Need help?
<- Back

Comments (36)

  • amitport
    This is a great development for KV cache compression. I did notice a missing citation in the related works regarding the core mathematical mechanism, though. The foundational technique of applying a geometric rotation prior to extreme quantization, specifically for managing the high-dimensional geometry and enabling proper bias correction, was introduced in our NeurIPS 2021 paper, "DRIVE" (https://proceedings.neurips.cc/paper/2021/hash/0397758f8990c...). We used this exact rotational approach and a similar bias correction mechanism to achieve optimal distributed mean estimation. I also presented this work and subsequent papers in a private invited talk at Google shortly after publication.
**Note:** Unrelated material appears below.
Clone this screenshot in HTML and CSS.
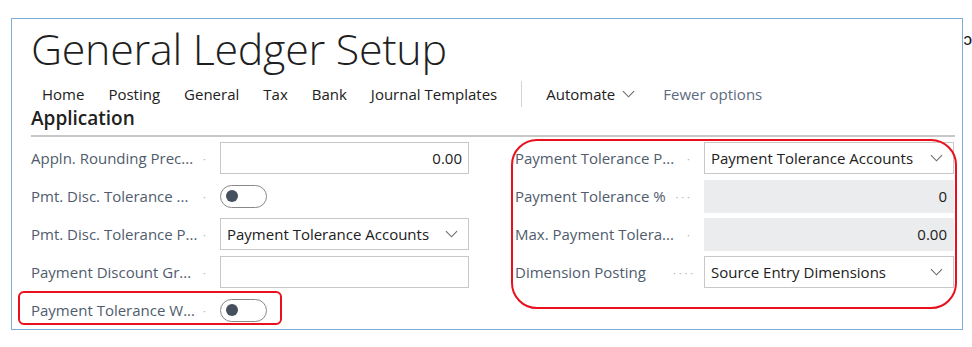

Given the strong theoretical overlap with the mechanisms in TurboQuant and PolarQuant, I hope to see this prior art acknowledged in the upcoming camera-ready versions.
  • benob
    This is the worst lay-people explanation of an AI component I have seen in a long time. It doesn't even seem AI generated.
  • zeeshana07x
    The gap between how this is described in the paper vs the blog post is pretty wide. Would be nice to see more accessible writing from research teams — not everyone reading is a ML engineer
  • bluequbit
    I did not understand what polarQuant is.Is is something like pattern based compression where the algorithm finds repeating patterns and creates an index of those common symbols or numbers?
  • moktonar
    Aren’t polar coordinates still n-1 + 1 for radius for n-dim vector? If so I understand that angles can be quantized better but when radius r is big the error is large for highly quantized angles right? What am I missing?
  • maurelius2
    I'm somewhat at a loss here other than understanding the fundamentals. Can someone tell me how the compression impact performance?
  • lucrbvi
    Sounds like Multi-Head Latent Attention (MLA) from DeepSeek
  • aledevv
    [dead]
  • veunes
    [dead]
  • dev_tools_lab
    [dead]
  • rsmtjohn
    [dead]
  • mohsen1
    [dead]
  • hikaru_ai
    [dead]
  • mskkm
    Pied Piper vibes. As far as I can tell, this algorithm is hardly compatible with modern GPU architectures. My guess is that’s why the paper reports accuracy-vs-space, but conveniently avoids reporting inference wall-clock time. The baseline numbers also look seriously underreported. “several orders of magnitude” speedups for vector search? Really? anyone has actually reproduced these results?